Peaceful as a baby’s sigh

If you haven’t figured it out from stuff like the trivia question below, This Space loves the weird statistical stuff and funky coincidences. Today brought a doozy in the NFL: Tennessee and Cleveland went into the day tied for the sixth AFC playoff spot at 9-6, but unless one or the other played an unlikely tie, it didn’t matter whatsoever what Cleveland did against the 49ers. If both teams had lost, Cleveland would have made the playoffs on the second tiebreaker, conference record (7-5 for the Browns; 6-6 for the Titans after a loss to Indianapolis).

But they both won, and Tennessee wound up with a 7-5 conference record; that got the Titans in on the third tiebreaker, record against common opponents. Wild: Even though the teams had been tied, Titans-Colts was basically a playoff game for Tennessee, while the Browns had basically nothing in their hands.
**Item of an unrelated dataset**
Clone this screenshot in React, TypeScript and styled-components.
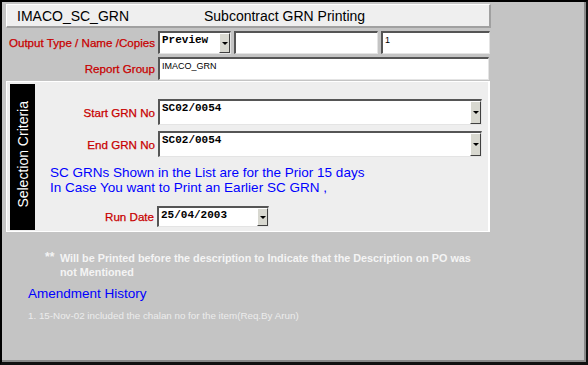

Oh, speaking of clinching: Click below for the answers, at least as I had in mind…


1) The two scoreless ties were indeed March 6, 2004, against Hartford, and April 10, 2004, against Philadelphia.

The Hartford game was interesting because it came during the Rangers’ firesale, which had sent Petr Nedved to Edmonton for a package that included Dwight Helminen, a couple of draft picks and a goaltender named Stephen Valiquette. Big Steve that day made his first Harbor Yard appearance since he left as a free agent in the summer of 2003. That game is also notorious because Bridgeport should have led: With 9:45 to play in the third, Eric Manlow took a shot from the slot that went off the very top of the back-center support bar of the net, the one spot where it wasn’t padded, and zipped right back out. Dave Hansen called crossbar and waved it off.

The Philly game was interesting because it was the second-to-last day of the season. The Phantoms had 98 points with 45 wins; Bridgeport had 96 with 41 wins. The math is easy: Bridgeport had to win, one way or another, to stay alive in the division race. Bridgeport pulled Wade Dubielewicz in the last minute of overtime but couldn’t get the win it needed. The tie clinched the division for Philadelphia. Bridgeport got Wilkes-Barre/Scranton. And we all know what happened there.

2) The 1-0 overtime losses were indeed March 20, 2005, at Albany, and Jan. 29, 2006, at home against Syracuse. In common, as Andy said and CC just confirmed: The winning goals were scored on the power play; the slightly tricky part was that Hartigan’s goal was scored at 5-on-4 at the end of a major. Bonus points if you remembered that (a) Contrary to the Albany box, the Campoli penalty was for tripping (Suglobov fell), not throwing the stick, although the latter might have made more sense; (b) The teams combined for six two-man advantages in that Syracuse game, including one in overtime just before the goal; (c) both game-deciding calls bordered on atrocious.